### [THE PROBLEM]
Say the number of lines containing the string "styles", and say nothing else.

*** COLLECTED DATA

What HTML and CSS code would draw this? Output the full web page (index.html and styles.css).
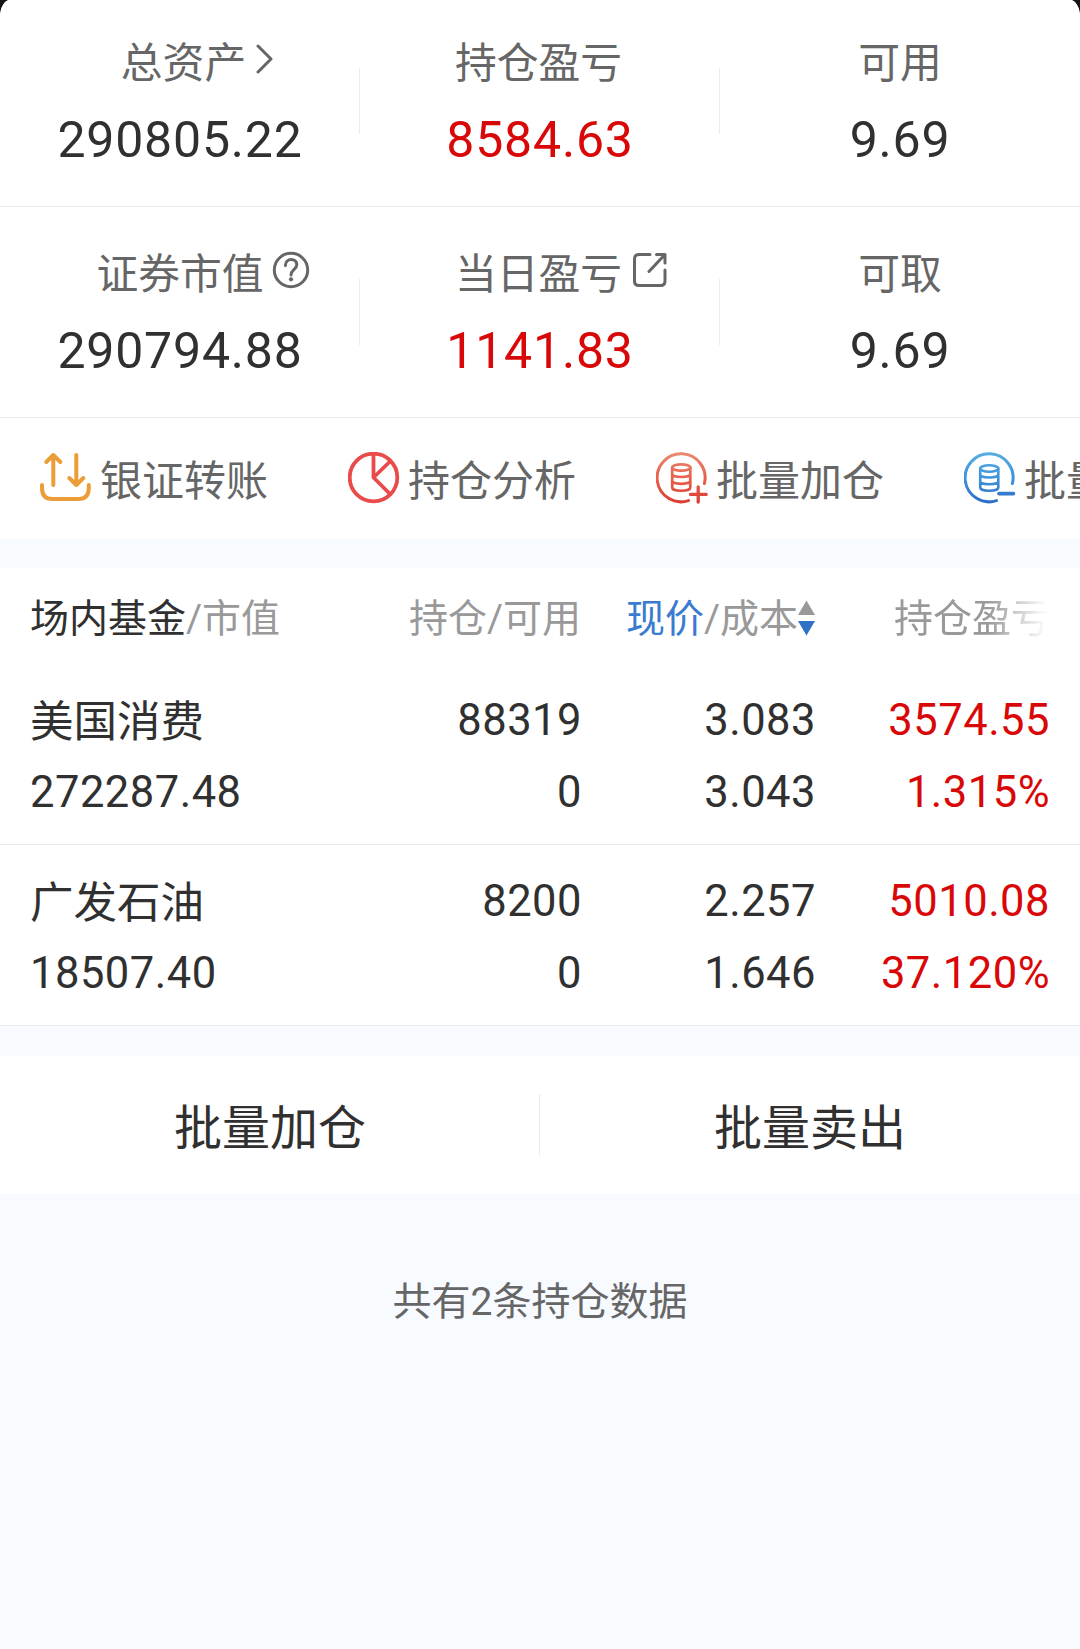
FILE: index.html
```
<!DOCTYPE html>
<html lang="zh-CN">
<head>
    <meta charset="UTF-8">
    <meta name="viewport" content="width=device-width, initial-scale=1.0">
    <title>持仓</title>
    <link rel="stylesheet" href="styles.css">
</head>
<body>

    <div class="page">

        <!-- Account summary -->
        <div class="summary">
            <div class="summary-row first">
                <div class="cell">
                    <div class="label label-total">总资产
                        <svg class="icon-chevron" width="18" height="30" viewBox="0 0 18 30"><path d="M2 2L15 15L2 28"/></svg>
                    </div>
                    <div class="value">290805.22</div>
                </div>
                <div class="cell">
                    <div class="label">持仓盈亏</div>
                    <div class="value red">8584.63</div>
                </div>
                <div class="cell">
                    <div class="label">可用</div>
                    <div class="value">9.69</div>
                </div>
            </div>
            <div class="summary-row">
                <div class="cell">
                    <div class="label">证券市值
                        <svg class="icon-help" width="38" height="38" viewBox="0 0 38 38">
                            <circle cx="19" cy="19" r="16.7"/>
                            <path d="M13.4 14.5C13.4 6.5 24.8 6.5 24.8 13.8C24.8 18.2 19 18.6 19 24"/>
                            <circle class="dot" cx="19" cy="28.3" r="2.1"/>
                        </svg>
                    </div>
                    <div class="value">290794.88</div>
                </div>
                <div class="cell">
                    <div class="label">当日盈亏
                        <svg class="icon-link" width="36" height="36" viewBox="0 0 36 36">
                            <path d="M18 2.5H7Q2.5 2.5 2.5 7V29Q2.5 33.5 7 33.5H28.5Q33 33.5 33 29V18"/>
                            <path d="M17 19.5L32.5 3M24.5 2.5H33V11"/>
                        </svg>
                    </div>
                    <div class="value red">1141.83</div>
                </div>
                <div class="cell">
                    <div class="label">可取</div>
                    <div class="value">9.69</div>
                </div>
            </div>
        </div>

        <!-- Shortcuts -->
        <div class="shortcuts">
            <div class="shortcut">
                <svg class="transfer" width="52" height="52" viewBox="0.7 0 52 52">
                    <path d="M14 3V33M7 10L14 3L21 10"/>
                    <path d="M37 3V33M30 26L37 33L44 26"/>
                    <path d="M2.7 33V36Q2.7 47 13 47H39Q49.5 47 49.5 36V33"/>
                </svg>
                <span>银证转账</span>
            </div>
            <div class="shortcut">
                <svg class="analysis" width="52" height="52" viewBox="0 0 52 52">
                    <circle cx="25.5" cy="25.5" r="23.8"/>
                    <path d="M25.5 2V25.5L42 42M25.5 25.5L42 9.5"/>
                </svg>
                <span>持仓分析</span>
            </div>
            <div class="shortcut">
                <svg width="52" height="52" viewBox="0 0 52 52" fill="none" stroke="url(#gradRed)" stroke-width="3" stroke-linecap="round">
                    <defs>
                        <linearGradient id="gradRed" gradientUnits="userSpaceOnUse" x1="0" y1="0" x2="0" y2="52">
                            <stop offset="0" stop-color="#e98a72"/>
                            <stop offset="0.5" stop-color="#e8604c"/>
                            <stop offset="1" stop-color="#d93c30"/>
                        </linearGradient>
                    </defs>
                    <path d="M48.4 31.5A24 24 0 1 0 32.5 48.6"/>
                    <path stroke-width="2.7" d="M16.2 15.5V35.5C16.2 39.8 34.3 39.8 34.3 35.5V15.5M16.2 22C16.2 26 34.3 26 34.3 22M16.2 28.8C16.2 32.8 34.3 32.8 34.3 28.8"/>
                    <ellipse stroke-width="2.7" cx="25.25" cy="15.5" rx="9.05" ry="3.2"/>
                    <path stroke-width="3.3" d="M42.2 34.8V50M34.5 42.4H50.2"/>
                </svg>
                <span>批量加仓</span>
            </div>
            <div class="shortcut">
                <svg width="52" height="52" viewBox="0 0 52 52" fill="none" stroke="url(#gradBlue)" stroke-width="3" stroke-linecap="round">
                    <defs>
                        <linearGradient id="gradBlue" gradientUnits="userSpaceOnUse" x1="0" y1="0" x2="0" y2="52">
                            <stop offset="0" stop-color="#55aee2"/>
                            <stop offset="0.5" stop-color="#3f92dc"/>
                            <stop offset="1" stop-color="#2c6cc6"/>
                        </linearGradient>
                    </defs>
                    <path d="M48.4 31.5A24 24 0 1 0 32.5 48.6"/>
                    <path stroke-width="2.6" d="M16.2 16.5V35.5C16.2 39.8 34.3 39.8 34.3 35.5V16.5M16.2 22.5C16.2 26.5 34.3 26.5 34.3 22.5M16.2 29.3C16.2 33.3 34.3 33.3 34.3 29.3"/>
                    <ellipse stroke-width="2.6" cx="25.25" cy="16.5" rx="9.05" ry="3.2"/>
                    <path stroke-width="3.8" d="M35 41.6L49.4 41.59"/>
                </svg>
                <span>批量卖出</span>
            </div>
        </div>

        <!-- Holdings -->
        <div class="holdings">
            <div class="table-head">
                <div class="col"><span class="dark">场内基金</span>/市值</div>
                <div class="col">持仓/可用</div>
                <div class="col sort">
                    <span class="blue">现价</span>/成本
                    <svg width="17" height="36" viewBox="0 0 17 36">
                        <path fill="#999999" d="M8.5 0.5L17 15H0Z"/>
                        <path fill="#2f72c4" d="M0 21H17L8.5 35.5Z"/>
                    </svg>
                </div>
                <div class="col fade">持仓盈亏</div>
            </div>
            <div class="holding">
                <div class="col"><p class="name">美国消费</p><p>272287.48</p></div>
                <div class="col"><p>88319</p><p>0</p></div>
                <div class="col"><p>3.083</p><p>3.043</p></div>
                <div class="col red"><p>3574.55</p><p>1.315%</p></div>
            </div>
            <div class="holding">
                <div class="col"><p class="name">广发石油</p><p>18507.40</p></div>
                <div class="col"><p>8200</p><p>0</p></div>
                <div class="col"><p>2.257</p><p>1.646</p></div>
                <div class="col red"><p>5010.08</p><p>37.120%</p></div>
            </div>
        </div>

        <!-- Batch buttons -->
        <div class="actions">
            <button class="btn">批量加仓</button>
            <button class="btn">批量卖出</button>
        </div>

        <p class="footer">共有2条持仓数据</p>

    </div>

</body>
</html>
```
FILE: styles.css
```
:root {
    --page-bg: #f7faff;
    --line: #ebebeb;
    --text: #303030;
    --label: #666666;
    --muted: #999999;
    --red: #d90808;
    --blue: #3a7bd0;
}

* {
    margin: 0;
    padding: 0;
    box-sizing: border-box;
    font-family: Roboto, "Noto Sans CJK SC", sans-serif;
}

body {
    background: #141414;
    overflow: hidden;
}

.page {
    width: 1080px;
    height: 1649px;
    background: var(--page-bg);
    border-radius: 10px 10px 0 0 / 17px 17px 0 0;
    overflow: hidden;
}

.red { color: var(--red); }
.dark { color: var(--text); }
.blue { color: var(--blue); }

/* Account summary */
.summary {
    background: white;
}

.summary-row {
    display: flex;
    height: 211px;
    padding-top: 38px;
    border-bottom: 1px solid var(--line);
}

.summary-row.first {
    height: 207px;
    padding-top: 34px;
}

.cell {
    position: relative;
    flex: 1;
    display: flex;
    flex-direction: column;
    align-items: center;
}

.cell + .cell::before {
    content: "";
    position: absolute;
    left: -1px;
    top: 34px;
    width: 1px;
    height: 66px;
    background: var(--line);
}

.label {
    position: relative;
    height: 60px;
    line-height: 60px;
    font-size: 41.8px;
    color: var(--label);
    white-space: nowrap;
}

.cell:nth-child(2) .label {
    margin-right: 3px;
}

.label-total {
    margin-left: 7px;
}

.label svg {
    position: absolute;
    left: 100%;
    fill: none;
    stroke: var(--label);
    stroke-width: 3;
    stroke-linecap: round;
    stroke-linejoin: round;
}

.label .icon-chevron { margin-left: 10px; top: 10px; }
.label .icon-help { margin-left: 8px; top: 6px; }
.label .icon-link { margin-left: 10px; top: 7px; }
.label .dot { fill: var(--label); stroke: none; }

.value {
    margin-top: 16px;
    line-height: 60px;
    font-size: 50px;
    letter-spacing: 0.8px;
}

.value:not(.red) { color: var(--text); }

/* Shortcuts */
.shortcuts {
    display: flex;
    align-items: center;
    gap: 78px;
    height: 121px;
    padding-left: 40px;
    padding-bottom: 2px;
    background: white;
    overflow: hidden;
}

.shortcut {
    display: flex;
    align-items: center;
    flex: none;
    width: 230px;
    gap: 8px;
    font-size: 42px;
    color: var(--label);
    white-space: nowrap;
}

.shortcut svg {
    flex: none;
}

.transfer, .analysis {
    fill: none;
    stroke-linecap: round;
    stroke-linejoin: round;
}

.transfer { stroke: #eb9d38; stroke-width: 4; }
.analysis { stroke: #e94b4b; stroke-width: 3.8; }

/* Holdings */
.holdings {
    margin-top: 29px;
    background: white;
}

.table-head, .holding {
    display: grid;
    grid-template-columns: 270px 281px 234px 235px;
    padding: 0 30px;
}

.table-head {
    height: 96px;
    padding-top: 3px;
    line-height: 96px;
    font-size: 39px;
    color: var(--muted);
    white-space: nowrap;
}

.col:not(:first-child) {
    text-align: right;
}

.sort {
    display: flex;
    align-items: center;
    justify-content: flex-end;
}

.sort svg {
    margin-bottom: 3px;
}

.table-head .fade {
    justify-self: end;
    -webkit-mask-image: linear-gradient(to right, #000 60%, transparent 98%);
    mask-image: linear-gradient(to right, #000 60%, transparent 98%);
}

.holding {
    grid-template-columns: 270px 282px 234px 234px;
    height: 181px;
    padding-top: 21px;
    border-bottom: 1px solid var(--line);
    font-size: 43.5px;
    letter-spacing: 0.5px;
    line-height: 72px;
}

.holding .col:not(.red) { color: var(--text); }

.holding .name {
    height: 72px;
    line-height: 75px;
    letter-spacing: 0;
}

/* Batch buttons */
.actions {
    display: flex;
    height: 138px;
    margin-top: 30px;
    background: white;
}

.btn {
    position: relative;
    flex: 1;
    padding-bottom: 2px;
    border: none;
    background: none;
    font-size: 48px;
    color: var(--text);
}

.btn + .btn::before {
    content: "";
    position: absolute;
    left: -1px;
    top: 38px;
    width: 1px;
    height: 61px;
    background: var(--line);
}

.footer {
    margin-top: 78px;
    text-align: center;
    line-height: 60px;
    font-size: 39px;
    color: var(--label);
}
```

******

### [EXERCISE OUTPUT]
3